Data shown:
________________________________________
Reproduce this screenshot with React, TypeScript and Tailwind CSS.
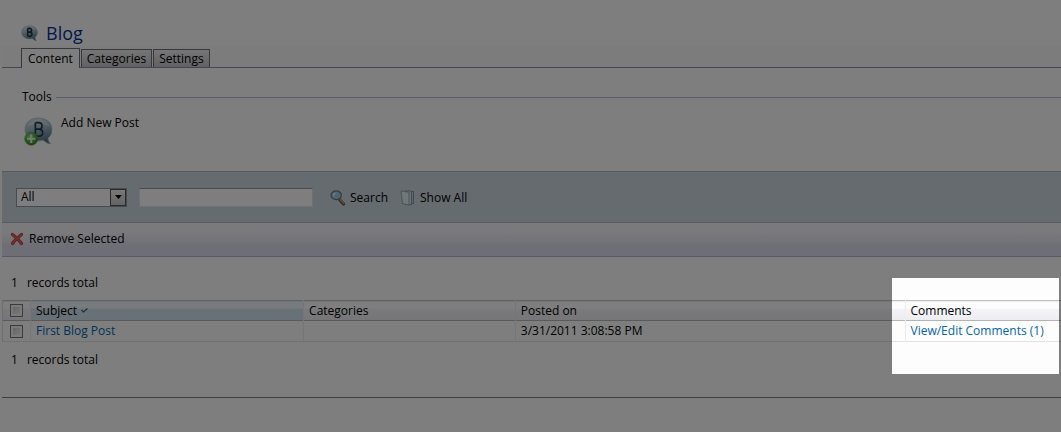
________________________________________
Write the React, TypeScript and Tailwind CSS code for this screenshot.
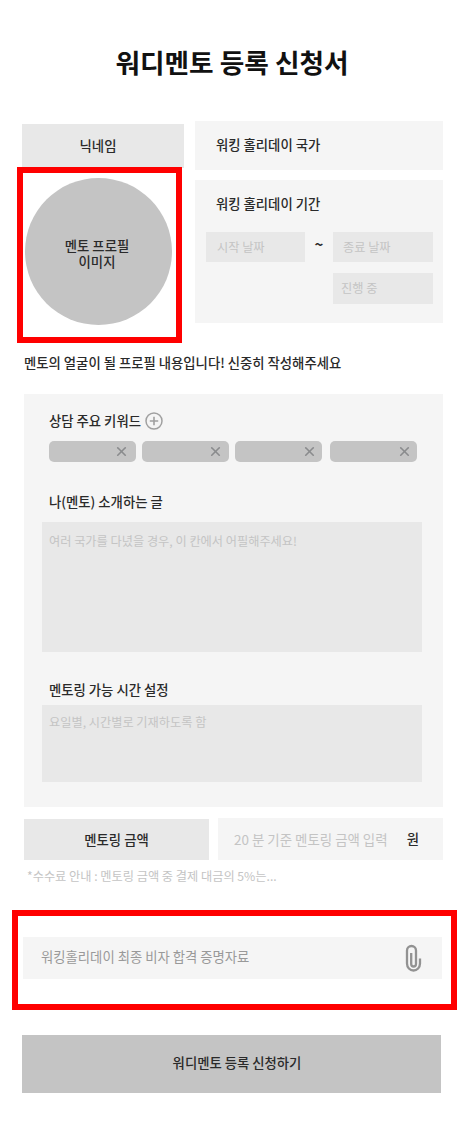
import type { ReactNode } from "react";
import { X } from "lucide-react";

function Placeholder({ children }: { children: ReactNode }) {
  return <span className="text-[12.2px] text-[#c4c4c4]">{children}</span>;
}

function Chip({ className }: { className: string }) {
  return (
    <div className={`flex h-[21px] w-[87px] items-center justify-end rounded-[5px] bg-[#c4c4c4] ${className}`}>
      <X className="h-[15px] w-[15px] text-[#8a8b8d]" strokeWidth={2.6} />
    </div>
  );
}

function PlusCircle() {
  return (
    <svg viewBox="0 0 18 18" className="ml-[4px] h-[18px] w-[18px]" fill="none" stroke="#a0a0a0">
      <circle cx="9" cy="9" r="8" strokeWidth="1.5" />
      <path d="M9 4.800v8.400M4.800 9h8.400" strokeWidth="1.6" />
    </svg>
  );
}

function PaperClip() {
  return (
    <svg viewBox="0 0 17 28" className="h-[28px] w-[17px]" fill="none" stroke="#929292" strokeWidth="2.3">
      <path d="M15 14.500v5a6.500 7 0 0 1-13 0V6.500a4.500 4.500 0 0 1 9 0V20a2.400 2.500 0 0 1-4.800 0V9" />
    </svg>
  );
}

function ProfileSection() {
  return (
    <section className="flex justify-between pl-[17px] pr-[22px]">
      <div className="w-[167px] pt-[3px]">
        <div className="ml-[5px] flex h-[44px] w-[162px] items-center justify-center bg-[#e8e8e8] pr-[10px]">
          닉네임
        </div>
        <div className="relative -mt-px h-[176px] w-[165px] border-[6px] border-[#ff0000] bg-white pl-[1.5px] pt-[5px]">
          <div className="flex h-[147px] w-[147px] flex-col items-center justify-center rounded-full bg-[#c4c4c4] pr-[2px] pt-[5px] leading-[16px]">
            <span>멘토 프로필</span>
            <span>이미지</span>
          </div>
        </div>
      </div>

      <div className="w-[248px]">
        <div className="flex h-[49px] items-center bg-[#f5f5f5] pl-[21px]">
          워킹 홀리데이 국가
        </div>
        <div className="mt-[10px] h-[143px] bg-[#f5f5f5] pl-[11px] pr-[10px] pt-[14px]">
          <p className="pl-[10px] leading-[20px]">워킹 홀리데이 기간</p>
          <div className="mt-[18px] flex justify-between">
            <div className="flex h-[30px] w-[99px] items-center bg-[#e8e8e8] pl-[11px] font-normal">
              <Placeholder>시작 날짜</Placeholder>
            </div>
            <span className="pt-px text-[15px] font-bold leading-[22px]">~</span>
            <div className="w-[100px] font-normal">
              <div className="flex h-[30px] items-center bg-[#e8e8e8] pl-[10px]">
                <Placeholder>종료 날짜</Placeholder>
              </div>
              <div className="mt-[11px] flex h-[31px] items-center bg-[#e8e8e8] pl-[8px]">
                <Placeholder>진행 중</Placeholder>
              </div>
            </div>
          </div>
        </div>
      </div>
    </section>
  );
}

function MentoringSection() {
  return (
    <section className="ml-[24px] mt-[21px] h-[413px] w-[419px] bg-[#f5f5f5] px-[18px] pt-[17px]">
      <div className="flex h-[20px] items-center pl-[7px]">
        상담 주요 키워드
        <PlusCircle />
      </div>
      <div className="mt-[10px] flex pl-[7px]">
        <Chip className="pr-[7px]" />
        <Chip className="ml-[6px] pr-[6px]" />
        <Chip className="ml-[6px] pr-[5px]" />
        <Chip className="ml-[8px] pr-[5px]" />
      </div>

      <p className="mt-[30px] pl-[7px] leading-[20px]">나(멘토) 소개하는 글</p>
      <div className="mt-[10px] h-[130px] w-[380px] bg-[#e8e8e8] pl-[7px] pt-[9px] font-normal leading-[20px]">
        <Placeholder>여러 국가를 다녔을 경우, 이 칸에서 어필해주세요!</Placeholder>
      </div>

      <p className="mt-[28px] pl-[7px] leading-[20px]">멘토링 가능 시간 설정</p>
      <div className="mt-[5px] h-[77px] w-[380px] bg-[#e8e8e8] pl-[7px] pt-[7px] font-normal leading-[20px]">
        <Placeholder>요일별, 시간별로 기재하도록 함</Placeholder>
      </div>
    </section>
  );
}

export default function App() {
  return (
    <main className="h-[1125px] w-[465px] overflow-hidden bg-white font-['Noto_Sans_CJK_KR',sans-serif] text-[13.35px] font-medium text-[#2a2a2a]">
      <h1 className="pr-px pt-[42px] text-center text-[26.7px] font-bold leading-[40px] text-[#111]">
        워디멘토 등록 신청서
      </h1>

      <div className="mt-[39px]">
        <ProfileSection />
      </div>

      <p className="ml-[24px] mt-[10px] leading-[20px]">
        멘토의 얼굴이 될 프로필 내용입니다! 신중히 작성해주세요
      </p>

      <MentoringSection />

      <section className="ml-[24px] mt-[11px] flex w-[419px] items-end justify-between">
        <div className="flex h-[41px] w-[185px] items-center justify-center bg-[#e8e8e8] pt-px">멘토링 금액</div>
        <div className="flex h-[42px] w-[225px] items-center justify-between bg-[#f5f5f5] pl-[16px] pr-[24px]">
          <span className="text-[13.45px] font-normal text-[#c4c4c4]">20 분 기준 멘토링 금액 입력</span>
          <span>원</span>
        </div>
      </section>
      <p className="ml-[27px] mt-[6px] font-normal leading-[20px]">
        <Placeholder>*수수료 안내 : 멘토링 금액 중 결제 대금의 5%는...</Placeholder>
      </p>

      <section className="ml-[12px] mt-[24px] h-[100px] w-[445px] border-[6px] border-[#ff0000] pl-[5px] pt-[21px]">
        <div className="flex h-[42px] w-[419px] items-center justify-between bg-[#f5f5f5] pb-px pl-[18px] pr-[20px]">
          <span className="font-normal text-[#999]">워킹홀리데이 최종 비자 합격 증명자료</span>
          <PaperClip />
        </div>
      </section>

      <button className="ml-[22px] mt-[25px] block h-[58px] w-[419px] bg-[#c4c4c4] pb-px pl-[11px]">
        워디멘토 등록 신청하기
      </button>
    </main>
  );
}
________________________________________
Given request:
Check each line above for the word "Tailwind", and copy the lines where it appears.

Reply:
Reproduce this screenshot with React, TypeScript and Tailwind CSS.
Write the React, TypeScript and Tailwind CSS code for this screenshot.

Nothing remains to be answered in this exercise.